Le président de l’Institut sur la gouvernance rappelle que le rôle des actionnaires est d’élire et de choisir des administrateurs pour les représenter afin de déterminer les orientations de l’entreprise.
Il ajoute dans la foulée que le groupe d’actionnaires institutionnels dissidents a voté il y a six mois à peine en faveur de tous les administrateurs actuellement en poste qui ont décidé de congédier le PDG.
« Congédier un PDG fondateur comporte un risque élevé et le conseil a néanmoins jugé que le risque était plus élevé si Glenn Chamandy demeurait aux commandes. » (François Dauphin)
Ce spécialiste se demande pourquoi les actions à droit de vote multiple ont été abandonnées s’il y avait toujours une volonté de contrôler la destinée de l’entreprise.
Certains observateurs ne se surprendront toutefois pas de voir des actionnaires de longue date se ranger derrière Glenn Chamandy et appuyer son retour puisque ces actionnaires dissidents ont potentiellement développé une relation personnelle au fil des années à la suite de multiples rencontres et conférences téléphoniques trimestrielles. Glenn Chamandy était PDG depuis une vingtaine d’années.
Il n’est pas à écarter que la crise débouche sur une bataille de procurations menant à un vote des actionnaires en assemblée extraordinaire.
Cette éventualité risquerait toutefois d’étirer la crise sur plusieurs semaines, voire plusieurs mois. Employés, clients, fournisseurs et actionnaires de Gildan sont en droit de craindre qu’une prolongation de la crise cause une distraction pouvant nuire à l’entreprise.
Dans les coulisses, les observateurs ne manquent pas de scénarios pour tenter d’anticiper ce qui peut survenir si l’instabilité persiste.
Il n’est pas impossible de voir Gildan devenir une cible d’acquisition. Une firme privée d’investissement, par exemple, pourrait profiter de la situation pour s’intéresser à l’entreprise, notamment parce qu’elle génère de bons flux de trésorerie.
On chuchote aussi que des entreprises manufacturières privées étrangères (chinoises et mexicaines, par exemple) pourraient vouloir acquérir une base manufacturière comme celle de Gildan.
Ça pourrait même faire partie d’une stratégie du conseil d’administration pour tenter de calmer le jeu.
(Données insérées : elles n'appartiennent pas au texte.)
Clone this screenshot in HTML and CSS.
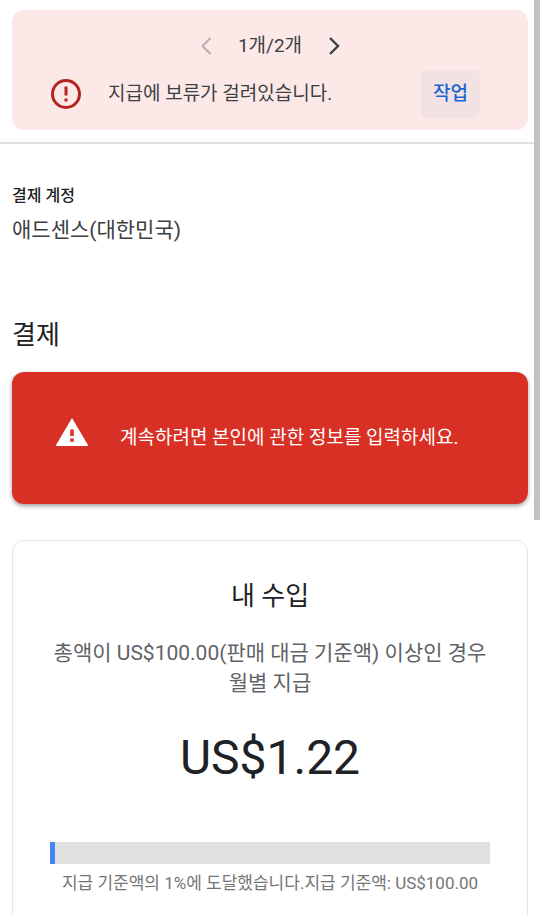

En allant voir s’il pourrait y avoir des sociétés intéressées par l’entreprise, le conseil d’administration pourrait apaiser la grogne et des actionnaires dissidents pourraient se montrer plus dociles.
L’action de Gildan a baissé depuis le début de ce feuilleton, mais elle ne s’est pas effondrée et demeure plus élevée qu’en début d’année. Un mouvement à la hausse ou à la baisse plus prononcé est à anticiper selon le scénario qui réglera la crise.
D’ici là, bien malin celui qui parviendra à convaincre son gestionnaire de portefeuille d’investir dans Gildan dans un contexte aussi incertain.